Filming took place on location in Miami, Florida, with some scenes being shot during the day at the Fontainebleau Miami Beach, where Sinatra was performing in the evenings.
Other scenes were filmed at the Corsair Hotel at 101 South Ocean Drive, Miami Beach.

It was partially filmed on the property that novelist Douglas Fairbairn was renting at the time.

Nancy Sinatra, daughter of Frank, sang the film's eponymous title track which then appeared on her album, Nancy Sinatra, The Hit Years (Rhino Records).

Tony Rome, The Detective and Lady in Cement were all directed by Gordon Douglas. The three films were packed together in a DVD box set by 20th Century Fox in 2005. Douglas also directed Sinatra in Young at Heart (1954) and Robin and the 7 Hoods (1964).

Randy Newman is co-credited on a soundtrack song.

==Critical reception==
Tony Rome was met with mixed reviews upon release. Many film critics felt that Sinatra was paying homage to his late friend Humphrey Bogart, since he was part of the original "Rat Pack" and had dated (and nearly married) Bogart's widow, Lauren Bacall.

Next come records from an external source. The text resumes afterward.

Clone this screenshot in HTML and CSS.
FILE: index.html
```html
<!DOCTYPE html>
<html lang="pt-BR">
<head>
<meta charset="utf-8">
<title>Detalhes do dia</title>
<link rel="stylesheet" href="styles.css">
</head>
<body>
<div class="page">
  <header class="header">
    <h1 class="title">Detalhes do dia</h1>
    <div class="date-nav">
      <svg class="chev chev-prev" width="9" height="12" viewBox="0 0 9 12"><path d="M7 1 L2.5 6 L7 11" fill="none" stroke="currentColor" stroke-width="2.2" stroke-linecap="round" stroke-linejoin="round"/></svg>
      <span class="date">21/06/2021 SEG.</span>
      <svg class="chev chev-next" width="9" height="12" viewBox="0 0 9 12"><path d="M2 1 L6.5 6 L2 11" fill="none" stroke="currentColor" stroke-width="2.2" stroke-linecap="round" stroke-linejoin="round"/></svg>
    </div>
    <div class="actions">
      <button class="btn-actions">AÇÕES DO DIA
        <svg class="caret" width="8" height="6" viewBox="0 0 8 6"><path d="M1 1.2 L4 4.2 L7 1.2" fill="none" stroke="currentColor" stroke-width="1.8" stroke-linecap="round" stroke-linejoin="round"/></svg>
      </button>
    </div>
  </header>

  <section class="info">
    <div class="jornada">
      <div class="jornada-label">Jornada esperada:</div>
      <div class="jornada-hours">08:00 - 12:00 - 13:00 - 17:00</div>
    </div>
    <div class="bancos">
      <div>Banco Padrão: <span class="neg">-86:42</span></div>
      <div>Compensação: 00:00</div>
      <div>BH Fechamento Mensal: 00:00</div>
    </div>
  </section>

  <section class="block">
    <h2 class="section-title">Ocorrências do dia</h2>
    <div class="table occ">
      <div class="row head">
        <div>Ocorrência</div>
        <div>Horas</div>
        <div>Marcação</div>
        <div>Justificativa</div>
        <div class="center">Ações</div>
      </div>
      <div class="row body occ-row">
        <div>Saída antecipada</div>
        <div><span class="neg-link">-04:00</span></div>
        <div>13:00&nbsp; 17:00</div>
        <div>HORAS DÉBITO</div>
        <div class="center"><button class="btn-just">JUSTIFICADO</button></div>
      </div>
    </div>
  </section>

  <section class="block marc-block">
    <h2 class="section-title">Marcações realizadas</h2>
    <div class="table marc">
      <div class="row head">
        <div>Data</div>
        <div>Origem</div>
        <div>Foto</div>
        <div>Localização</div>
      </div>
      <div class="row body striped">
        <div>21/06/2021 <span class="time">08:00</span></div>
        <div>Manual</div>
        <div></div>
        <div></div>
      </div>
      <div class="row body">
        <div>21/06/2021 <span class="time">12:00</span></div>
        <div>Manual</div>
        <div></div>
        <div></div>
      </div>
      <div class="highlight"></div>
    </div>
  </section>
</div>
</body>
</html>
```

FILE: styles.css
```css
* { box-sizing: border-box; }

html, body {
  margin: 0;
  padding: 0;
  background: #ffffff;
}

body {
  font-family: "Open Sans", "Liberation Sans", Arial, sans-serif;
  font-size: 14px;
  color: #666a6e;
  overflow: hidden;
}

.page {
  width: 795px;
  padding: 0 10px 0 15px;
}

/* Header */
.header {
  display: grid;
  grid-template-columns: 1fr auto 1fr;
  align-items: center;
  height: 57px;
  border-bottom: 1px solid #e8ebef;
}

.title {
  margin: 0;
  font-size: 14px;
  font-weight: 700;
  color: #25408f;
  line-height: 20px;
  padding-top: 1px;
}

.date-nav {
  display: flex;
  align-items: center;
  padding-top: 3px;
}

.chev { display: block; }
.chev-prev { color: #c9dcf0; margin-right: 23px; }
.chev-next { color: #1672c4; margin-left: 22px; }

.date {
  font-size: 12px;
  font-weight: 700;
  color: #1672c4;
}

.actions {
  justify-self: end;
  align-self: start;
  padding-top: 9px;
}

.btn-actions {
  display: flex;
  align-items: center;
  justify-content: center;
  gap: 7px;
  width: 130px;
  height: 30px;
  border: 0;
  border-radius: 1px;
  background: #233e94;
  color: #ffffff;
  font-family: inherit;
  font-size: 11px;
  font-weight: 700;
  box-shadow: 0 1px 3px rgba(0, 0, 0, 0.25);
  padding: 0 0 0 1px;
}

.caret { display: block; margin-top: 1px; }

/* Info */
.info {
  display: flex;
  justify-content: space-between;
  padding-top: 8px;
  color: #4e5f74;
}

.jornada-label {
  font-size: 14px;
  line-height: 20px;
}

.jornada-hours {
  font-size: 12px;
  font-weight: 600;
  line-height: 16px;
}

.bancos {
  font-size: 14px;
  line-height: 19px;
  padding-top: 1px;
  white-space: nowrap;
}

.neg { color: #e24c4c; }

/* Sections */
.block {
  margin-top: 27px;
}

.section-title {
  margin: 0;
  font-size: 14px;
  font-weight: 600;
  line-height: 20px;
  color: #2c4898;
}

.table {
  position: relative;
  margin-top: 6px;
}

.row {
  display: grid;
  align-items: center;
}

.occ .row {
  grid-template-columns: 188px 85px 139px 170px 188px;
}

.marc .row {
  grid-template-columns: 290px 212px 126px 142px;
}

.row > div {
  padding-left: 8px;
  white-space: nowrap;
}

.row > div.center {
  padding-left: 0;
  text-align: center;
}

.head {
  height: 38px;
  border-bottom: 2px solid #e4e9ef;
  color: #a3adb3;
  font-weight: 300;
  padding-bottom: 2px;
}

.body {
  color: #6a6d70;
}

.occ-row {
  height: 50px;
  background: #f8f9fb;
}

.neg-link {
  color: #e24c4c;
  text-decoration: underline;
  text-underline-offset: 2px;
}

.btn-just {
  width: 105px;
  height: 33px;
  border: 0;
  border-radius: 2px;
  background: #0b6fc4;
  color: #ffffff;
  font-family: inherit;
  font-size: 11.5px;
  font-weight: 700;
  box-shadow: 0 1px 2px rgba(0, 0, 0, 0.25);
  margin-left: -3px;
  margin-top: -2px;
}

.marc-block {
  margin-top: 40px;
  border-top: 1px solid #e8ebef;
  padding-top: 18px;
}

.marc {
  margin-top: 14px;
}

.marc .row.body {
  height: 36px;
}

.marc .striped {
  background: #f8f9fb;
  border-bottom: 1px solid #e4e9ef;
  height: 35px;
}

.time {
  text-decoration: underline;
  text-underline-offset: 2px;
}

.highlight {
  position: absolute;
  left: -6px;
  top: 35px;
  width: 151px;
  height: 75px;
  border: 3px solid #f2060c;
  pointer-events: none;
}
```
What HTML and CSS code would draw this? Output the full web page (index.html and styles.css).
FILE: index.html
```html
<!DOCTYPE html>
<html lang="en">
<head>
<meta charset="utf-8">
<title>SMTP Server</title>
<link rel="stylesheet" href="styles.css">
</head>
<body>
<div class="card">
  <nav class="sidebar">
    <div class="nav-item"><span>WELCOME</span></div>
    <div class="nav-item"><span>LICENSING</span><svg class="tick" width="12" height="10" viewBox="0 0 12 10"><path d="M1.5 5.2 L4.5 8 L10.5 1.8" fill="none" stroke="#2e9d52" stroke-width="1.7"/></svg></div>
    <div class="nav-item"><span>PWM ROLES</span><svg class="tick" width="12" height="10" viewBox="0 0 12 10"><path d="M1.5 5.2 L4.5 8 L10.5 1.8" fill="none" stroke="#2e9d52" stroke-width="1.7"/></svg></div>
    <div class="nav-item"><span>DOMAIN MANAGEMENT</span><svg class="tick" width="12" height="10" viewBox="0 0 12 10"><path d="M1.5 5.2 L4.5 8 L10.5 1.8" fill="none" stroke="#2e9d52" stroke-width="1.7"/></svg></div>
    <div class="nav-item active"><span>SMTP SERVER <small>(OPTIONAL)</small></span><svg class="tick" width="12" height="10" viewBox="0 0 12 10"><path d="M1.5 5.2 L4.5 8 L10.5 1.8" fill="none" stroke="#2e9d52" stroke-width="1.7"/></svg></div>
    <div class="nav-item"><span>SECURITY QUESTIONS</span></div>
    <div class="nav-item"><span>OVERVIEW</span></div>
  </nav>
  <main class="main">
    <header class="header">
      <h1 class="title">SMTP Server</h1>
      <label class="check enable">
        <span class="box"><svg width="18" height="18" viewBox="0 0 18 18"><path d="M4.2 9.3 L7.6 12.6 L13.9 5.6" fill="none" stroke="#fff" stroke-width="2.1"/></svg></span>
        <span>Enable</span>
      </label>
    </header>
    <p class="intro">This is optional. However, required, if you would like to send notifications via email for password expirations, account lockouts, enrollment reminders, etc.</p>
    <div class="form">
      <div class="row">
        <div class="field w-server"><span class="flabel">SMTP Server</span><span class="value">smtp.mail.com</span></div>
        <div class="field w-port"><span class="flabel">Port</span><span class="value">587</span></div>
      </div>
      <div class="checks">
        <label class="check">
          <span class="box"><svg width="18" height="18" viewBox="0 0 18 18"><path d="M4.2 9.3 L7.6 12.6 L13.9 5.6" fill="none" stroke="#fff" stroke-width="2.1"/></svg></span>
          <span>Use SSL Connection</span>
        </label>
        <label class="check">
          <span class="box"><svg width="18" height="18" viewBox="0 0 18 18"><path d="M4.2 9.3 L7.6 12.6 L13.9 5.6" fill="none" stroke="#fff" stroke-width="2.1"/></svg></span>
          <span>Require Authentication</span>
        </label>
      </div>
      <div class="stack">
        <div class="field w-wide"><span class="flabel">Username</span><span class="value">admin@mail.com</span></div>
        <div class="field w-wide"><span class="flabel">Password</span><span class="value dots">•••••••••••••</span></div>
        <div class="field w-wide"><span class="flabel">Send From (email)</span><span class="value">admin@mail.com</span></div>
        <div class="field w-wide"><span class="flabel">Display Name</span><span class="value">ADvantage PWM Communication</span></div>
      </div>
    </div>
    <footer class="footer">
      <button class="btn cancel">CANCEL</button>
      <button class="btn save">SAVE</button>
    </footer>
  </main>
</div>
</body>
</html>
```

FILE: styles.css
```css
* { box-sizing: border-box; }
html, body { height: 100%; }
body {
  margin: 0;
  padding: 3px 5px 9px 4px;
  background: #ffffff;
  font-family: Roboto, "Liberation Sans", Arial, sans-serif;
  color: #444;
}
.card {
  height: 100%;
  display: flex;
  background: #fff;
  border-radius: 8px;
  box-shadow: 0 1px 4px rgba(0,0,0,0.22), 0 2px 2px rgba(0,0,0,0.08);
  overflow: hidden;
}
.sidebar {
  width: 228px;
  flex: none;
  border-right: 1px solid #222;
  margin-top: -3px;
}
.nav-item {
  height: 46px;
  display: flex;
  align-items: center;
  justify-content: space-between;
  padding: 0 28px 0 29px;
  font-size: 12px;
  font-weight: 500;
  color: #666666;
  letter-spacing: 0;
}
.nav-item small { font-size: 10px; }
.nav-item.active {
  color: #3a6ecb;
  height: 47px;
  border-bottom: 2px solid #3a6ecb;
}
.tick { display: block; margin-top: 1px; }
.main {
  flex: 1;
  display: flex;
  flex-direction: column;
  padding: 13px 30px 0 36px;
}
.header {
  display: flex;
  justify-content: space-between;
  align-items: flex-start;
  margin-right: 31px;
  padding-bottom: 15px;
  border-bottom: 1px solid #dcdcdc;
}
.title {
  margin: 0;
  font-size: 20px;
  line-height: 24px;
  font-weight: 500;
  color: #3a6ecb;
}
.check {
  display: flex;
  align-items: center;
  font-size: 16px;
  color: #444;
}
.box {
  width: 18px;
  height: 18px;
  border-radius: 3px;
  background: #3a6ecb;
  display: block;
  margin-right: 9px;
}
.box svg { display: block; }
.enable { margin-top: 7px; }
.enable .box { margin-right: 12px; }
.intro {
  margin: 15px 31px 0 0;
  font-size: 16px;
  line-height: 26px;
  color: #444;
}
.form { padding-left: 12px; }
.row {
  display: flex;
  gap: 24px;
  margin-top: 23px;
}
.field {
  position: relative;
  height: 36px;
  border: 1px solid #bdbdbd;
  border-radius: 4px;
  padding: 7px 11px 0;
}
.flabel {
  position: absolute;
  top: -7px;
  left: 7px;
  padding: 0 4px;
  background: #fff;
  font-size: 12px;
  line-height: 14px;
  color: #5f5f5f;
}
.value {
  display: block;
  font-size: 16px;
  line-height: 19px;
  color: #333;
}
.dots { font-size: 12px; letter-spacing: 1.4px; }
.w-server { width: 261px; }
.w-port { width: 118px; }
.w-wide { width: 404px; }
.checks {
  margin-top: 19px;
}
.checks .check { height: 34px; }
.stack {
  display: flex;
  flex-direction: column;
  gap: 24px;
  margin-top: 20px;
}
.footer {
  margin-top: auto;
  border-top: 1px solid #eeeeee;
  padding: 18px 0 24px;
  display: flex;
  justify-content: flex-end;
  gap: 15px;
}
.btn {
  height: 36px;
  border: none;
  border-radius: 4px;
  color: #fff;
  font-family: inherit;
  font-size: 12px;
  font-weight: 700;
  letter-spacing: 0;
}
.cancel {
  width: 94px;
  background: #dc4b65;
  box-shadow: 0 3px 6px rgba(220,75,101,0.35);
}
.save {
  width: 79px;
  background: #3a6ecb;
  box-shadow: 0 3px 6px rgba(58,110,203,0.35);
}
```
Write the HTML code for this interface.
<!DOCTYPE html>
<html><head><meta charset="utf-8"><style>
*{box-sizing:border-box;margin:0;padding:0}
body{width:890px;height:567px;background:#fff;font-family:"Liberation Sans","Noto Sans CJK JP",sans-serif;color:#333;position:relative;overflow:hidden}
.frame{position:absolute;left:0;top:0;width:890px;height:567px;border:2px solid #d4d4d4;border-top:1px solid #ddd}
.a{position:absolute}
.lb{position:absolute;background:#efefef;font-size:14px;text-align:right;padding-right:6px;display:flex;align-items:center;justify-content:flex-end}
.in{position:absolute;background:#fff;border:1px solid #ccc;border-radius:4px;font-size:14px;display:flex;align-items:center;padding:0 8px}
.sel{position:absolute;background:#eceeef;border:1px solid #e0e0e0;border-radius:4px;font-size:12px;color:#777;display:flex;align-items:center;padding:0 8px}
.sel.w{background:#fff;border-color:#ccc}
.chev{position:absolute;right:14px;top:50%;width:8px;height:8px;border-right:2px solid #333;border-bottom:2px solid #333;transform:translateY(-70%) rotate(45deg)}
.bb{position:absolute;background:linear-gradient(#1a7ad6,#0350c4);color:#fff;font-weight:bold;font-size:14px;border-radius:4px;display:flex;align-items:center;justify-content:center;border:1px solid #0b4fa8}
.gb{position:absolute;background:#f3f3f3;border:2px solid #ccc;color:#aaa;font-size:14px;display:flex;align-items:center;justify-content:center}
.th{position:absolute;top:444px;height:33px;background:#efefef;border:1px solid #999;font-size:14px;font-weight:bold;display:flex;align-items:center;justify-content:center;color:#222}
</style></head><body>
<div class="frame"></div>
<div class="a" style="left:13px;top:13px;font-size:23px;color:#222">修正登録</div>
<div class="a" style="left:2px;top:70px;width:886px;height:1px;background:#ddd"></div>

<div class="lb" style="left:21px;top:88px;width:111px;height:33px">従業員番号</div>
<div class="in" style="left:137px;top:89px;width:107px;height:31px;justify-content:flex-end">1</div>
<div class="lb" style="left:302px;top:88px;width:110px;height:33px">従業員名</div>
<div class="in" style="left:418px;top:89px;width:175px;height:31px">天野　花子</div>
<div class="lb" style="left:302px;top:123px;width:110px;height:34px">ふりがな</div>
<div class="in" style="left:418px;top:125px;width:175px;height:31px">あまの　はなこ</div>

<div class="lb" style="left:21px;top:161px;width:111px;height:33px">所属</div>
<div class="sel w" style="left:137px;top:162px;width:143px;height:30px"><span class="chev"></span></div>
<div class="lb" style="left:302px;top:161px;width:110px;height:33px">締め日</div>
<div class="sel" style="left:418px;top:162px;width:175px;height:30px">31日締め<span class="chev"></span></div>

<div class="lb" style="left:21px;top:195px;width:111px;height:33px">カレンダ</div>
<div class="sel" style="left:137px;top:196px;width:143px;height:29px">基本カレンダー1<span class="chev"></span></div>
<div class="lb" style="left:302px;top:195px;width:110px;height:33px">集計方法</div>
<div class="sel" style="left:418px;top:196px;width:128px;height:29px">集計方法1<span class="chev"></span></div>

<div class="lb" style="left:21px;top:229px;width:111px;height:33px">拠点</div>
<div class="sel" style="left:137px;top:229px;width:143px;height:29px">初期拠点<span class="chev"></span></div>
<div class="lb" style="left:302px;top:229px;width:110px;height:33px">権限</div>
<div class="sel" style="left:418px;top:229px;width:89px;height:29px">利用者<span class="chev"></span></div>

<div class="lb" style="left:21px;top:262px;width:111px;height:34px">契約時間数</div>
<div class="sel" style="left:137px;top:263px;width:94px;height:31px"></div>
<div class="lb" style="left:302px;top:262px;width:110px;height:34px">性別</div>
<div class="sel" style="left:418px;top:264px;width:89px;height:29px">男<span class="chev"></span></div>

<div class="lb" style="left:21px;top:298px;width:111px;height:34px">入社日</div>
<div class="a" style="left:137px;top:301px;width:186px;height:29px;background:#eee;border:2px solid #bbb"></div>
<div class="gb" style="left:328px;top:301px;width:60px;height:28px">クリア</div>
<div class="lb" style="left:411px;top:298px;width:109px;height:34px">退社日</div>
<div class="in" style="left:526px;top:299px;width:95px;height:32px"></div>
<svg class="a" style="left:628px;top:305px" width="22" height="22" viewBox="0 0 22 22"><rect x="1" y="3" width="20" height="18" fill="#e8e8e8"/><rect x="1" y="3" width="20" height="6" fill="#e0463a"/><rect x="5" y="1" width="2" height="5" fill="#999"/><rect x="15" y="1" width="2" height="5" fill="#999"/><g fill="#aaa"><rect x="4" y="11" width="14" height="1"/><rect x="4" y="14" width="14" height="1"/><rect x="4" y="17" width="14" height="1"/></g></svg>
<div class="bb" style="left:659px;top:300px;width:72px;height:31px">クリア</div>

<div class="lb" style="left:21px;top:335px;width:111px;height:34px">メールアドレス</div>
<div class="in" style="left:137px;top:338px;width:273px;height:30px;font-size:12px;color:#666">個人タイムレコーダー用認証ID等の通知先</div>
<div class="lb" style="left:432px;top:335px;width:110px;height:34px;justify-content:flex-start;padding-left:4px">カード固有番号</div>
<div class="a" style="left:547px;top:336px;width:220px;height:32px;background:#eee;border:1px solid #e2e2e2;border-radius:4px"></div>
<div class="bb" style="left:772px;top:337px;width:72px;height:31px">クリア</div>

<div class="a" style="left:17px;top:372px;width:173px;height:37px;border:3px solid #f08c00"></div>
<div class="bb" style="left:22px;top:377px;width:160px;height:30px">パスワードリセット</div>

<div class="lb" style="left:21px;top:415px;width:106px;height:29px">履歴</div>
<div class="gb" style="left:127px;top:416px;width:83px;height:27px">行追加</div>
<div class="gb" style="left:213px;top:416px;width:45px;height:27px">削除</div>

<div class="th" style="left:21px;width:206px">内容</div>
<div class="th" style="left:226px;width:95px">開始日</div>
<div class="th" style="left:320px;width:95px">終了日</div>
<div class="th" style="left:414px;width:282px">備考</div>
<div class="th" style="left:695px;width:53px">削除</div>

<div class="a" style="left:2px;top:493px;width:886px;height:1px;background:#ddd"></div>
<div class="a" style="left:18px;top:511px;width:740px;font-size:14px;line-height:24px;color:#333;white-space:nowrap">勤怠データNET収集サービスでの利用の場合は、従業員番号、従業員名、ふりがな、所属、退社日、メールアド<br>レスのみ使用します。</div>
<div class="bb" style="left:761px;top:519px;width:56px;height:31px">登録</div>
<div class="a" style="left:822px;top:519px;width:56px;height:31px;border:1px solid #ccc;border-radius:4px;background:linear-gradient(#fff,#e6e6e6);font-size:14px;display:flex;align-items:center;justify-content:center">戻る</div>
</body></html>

Though one recent writer sees Sinatra as having created his own version of the private detective, making him a more jaunty and less dour incarnation than Bogart's famous characterizations, the New York Times had been quite critical in 1967 of Sinatra's characterization for precisely that reason: "Evidently Frank Sinatra is trying to go the Humphrey Bogart route....The cryptic Miami Beach gumshoe he plays in this hard-nosed mystery film...is such a conscious or unconscious imitation of Mr. Bogart's prototypical Sam Spade in the classic 'The Maltese Falcon' that you'd guess Mr. Sinatra has been spending a lot of time watching the 'Late Late Show'....Further, it looks as though the people who wrote and directed this film...have been studying their 'Late Late Show' too. Their story...is strangely reminiscent of 'The Maltese Falcon' in several essentials and details....All in all, there's enough demonstration of social vulgarity, degeneracy and crime in the course of this vivid melodrama to satisfy the most lurid tourist taste and it's put forth with speed, dexterity and a nice running patter of gags....But for all the slickness of it — for all the self-assurance of Mr. Sinatra's acting style and competence of the others — this thing is still a pat, synthetic job. Mr. Sinatra is nobody's Bogart."

===Box office===
According to Fox records, the film needed to earn $6,875,000 in rentals to break even, but fell short at $6,250,000.